So just ignore the video completely, huh? LOL. I would too because it overrides everything you just mentioned.
Yes, because it is unnecessary to interpret the words of the rule as written within the context of the play in question. It's irrelevant.
You can't explain what the rule says while changing the words of the rule in your explanation. This is what I mean by fans just not understanding the rules in question and then going to a CONSPIRACY! fallback when they can't explain them in the face of someone who can.
I didn't change the words of the rule you straw-man inducing obfuscator. I used the words of the rule to show how they did or didn't apply to the Dez catch/non-catch such that it was a catch. Learn the point of an argument.
And I never mentioned the word "conspiracy". The colloquial term "robbed" doesn't necessarily imply a conspiracy.
The process of contacting the ground means the player's initial impact with the ground and the entire aftermath.
ORLY? Where does it say that in the rule? What does it mean by "entire aftermath"? Where does the act of catching the ball on the "process of contacting the ground" terminate?
If you've followed this rule since Calvin Johnson's play you'll know the intent. Its intent is to determine a catch when the main rule isn't or can't be satisfied (in the case of "can't" it's when a player dives or lays out to make a catch - so 2 feet can't come down). The phrase "surviving the ground" has been used which means the ball can't hit the ground and then pop out of a player's possession.
"Followed the rule"? Who follows a rule? Everyone knows what the intent of the rule is: to determine what is a legitimate catch. The purpose of the item is to determine if the player has control without any type of move common to the game, like situations where a player is in the air and can't actually execute them as in a diving catch. In the process of the catch Calvin Johnson clearly
pinned the ball against the ground with one hand and then lost it after doing so where the ball hit the ground
again. Neither of those situations applies to Dez.
By your own words, "... part of the ball touching the ground ..." and "It was only through the rest of the process of contacting the ground after that did he lose control of the ball such that one could see a visible bobble in the air ..." Do you see it now? And the part about being touched by the DB is irrelevant because per the verbatim rule: "If a player goes to the ground in the act of catching a pass (with or without contact by an opponent) ..." So you can't just gloss over what the rules actually say.
No. I said the only "disputable" part of the catch is the "part of the ball touching the ground" meaning that it is
unclear that it even touched the ground because it also appeared to be secured in his forearm. And because it is disputable, then the criteria for overturn has not been met. It was only after that happened that it is indisputable that the ball was bobbled after the reach and his forward momentum caused him to roll over and lose the ball in the air which he subsequently secured before the ball touched the ground. The fact that the ball touches the ground does not make the pass incomplete as the item says. It is if the receiver does not maintain control through the process of the catch and the ball hits the ground that renders it incomplete: "If he regains control prior to the ball touching the ground, the pass is complete".

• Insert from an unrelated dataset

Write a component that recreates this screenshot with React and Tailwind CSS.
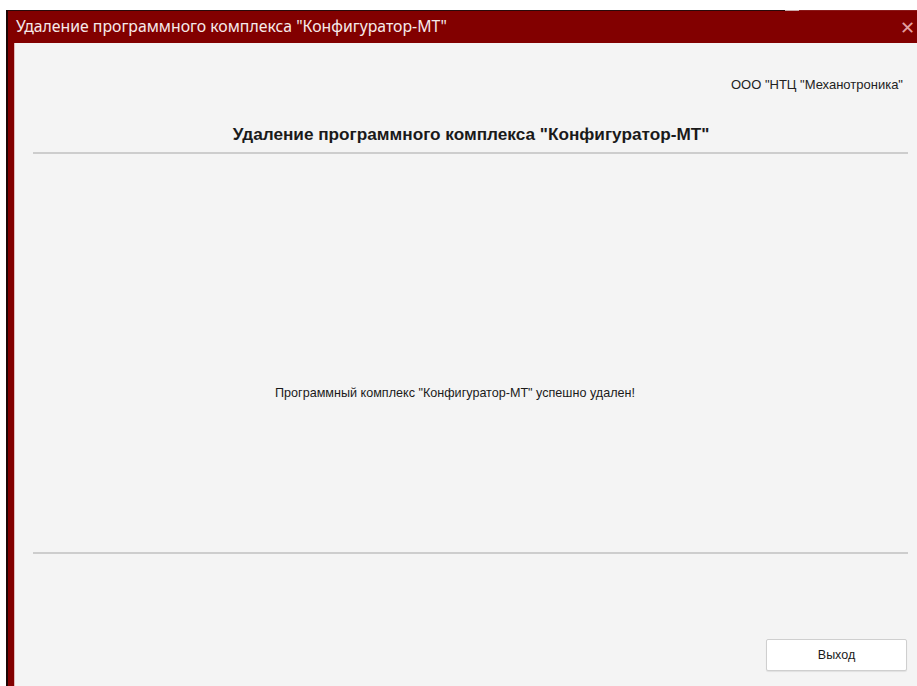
export default function App() {
  return (
    <div className="w-[917px] h-[686px] bg-white flex flex-col overflow-hidden" style={{ fontFamily: '"Noto Sans", "DejaVu Sans", sans-serif' }}>
      {/* desktop strip above the window */}
      <div className="h-[10px] bg-white shrink-0" />
      <div className="flex-1 flex flex-col ml-[6px] border-l-2 border-[#1c0606] min-h-0">
        {/* window top edge */}
        <div className="h-[1px] flex shrink-0">
          <div className="w-[777px] bg-[#2a0a0a]" />
          <div className="w-[14px] bg-[#c9a9a9]" />
          <div className="flex-1 bg-[#8a1a1a]" />
        </div>
        {/* title bar */}
        <div className="h-[32px] bg-[#820000] flex items-center justify-between pl-[8px] pr-[2px] shrink-0">
          <span className="text-[15.8px] text-[#f6eaea] leading-none">Удаление программного комплекса "Конфигуратор-МТ"</span>
          <span className="text-[#e3a0a0] text-[18px] leading-none">✕</span>
        </div>
        <div className="flex-1 flex min-h-0">
          {/* red window frame on the left */}
          <div className="w-[6px] bg-[#820000] shrink-0" />
          <div className="w-[1px] bg-[#e0b8b8] shrink-0" />
          <div className="flex-1 bg-[#f4f4f4] flex flex-col min-h-0" style={{ fontFamily: '"Liberation Sans", Arial, sans-serif' }}>
            <div className="flex justify-end pr-[14px] pt-[35px]">
              <span className="text-[13px] text-[#222] leading-none">ООО "НТЦ "Механотроника"</span>
            </div>
            <div className="flex justify-center mt-[35px] pl-[10px]">
              <span className="text-[17.2px] font-bold text-[#1a1a1a] leading-none">Удаление программного комплекса "Конфигуратор-МТ"</span>
            </div>
            <div className="ml-[18px] mt-[9px] mr-[9px] h-[2px] bg-[#cdcdcd]" />
            <div className="flex-1 flex items-center justify-center pr-[22px] pt-[80px]">
              <span className="text-[12.6px] text-[#1a1a1a] leading-none">Программный комплекс "Конфигуратор-МТ" успешно удален!</span>
            </div>
            <div className="ml-[18px] mr-[9px] h-[2px] bg-[#cdcdcd]" />
            <div className="h-[132px] flex items-end justify-end pr-[10px] pb-[15px] shrink-0">
              <button className="w-[141px] h-[32px] bg-white border border-[#cfcfcf] rounded-[2px] text-[12.5px] text-[#1a1a1a] shadow-[0_1px_1px_rgba(0,0,0,0.08)]">
                Выход
              </button>
            </div>
          </div>
        </div>
      </div>
    </div>
  );
}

And (c) didn't happen. Catching the ball was (a), 2 steps was (b). No one "switches" the ball from 2 to 1 hand, they take one hand off (that's not even a football move). None of those even count when going to the ground applies anyway just like the video says. The only thing Dez could have done was execute a proper lunge to qualify as a football move and he didn't. I showed video comparisons. Your only comment was that the 2 were not the same situations and avoided the rest. Of course they weren't the same. But were they even remotely close lunges or a reaching out of the ball? That's this play in a nutshell because you lose trying to get out of Item 1. This is why all catch theorists try to maintain Dez was "upright" when he was falling the whole way. That means "going to the ground" applied. And by your own words, he didn't meet the requirements. Incomplete pass. But back to the question you avoided: Did Dez make as demonstrative a lunge OR a reaching out of the ball as the other player I showed in those posted clips? Yes or no.
Yes, it is arguable that c) did happen and I gave the reasons for it. It's irrelevant if no one actually literally "switches" the ball from two hands to one like they do from one arm to the other. I never implied that he did and that is ignoring the point. The receiver has to have control of the ball to move the ball from two hands into the a single forearm to even make the attempt at a goal lunge which is what Dez was clearly doing. It doesn't matter whether the act doesn't match the extent of other goal line lunges because the rule says nothing about that. It says acts common to the game, and it is maintaining control long enough to
enable him to do those things. It doesn't even say the receiver has to be in the act of doing them.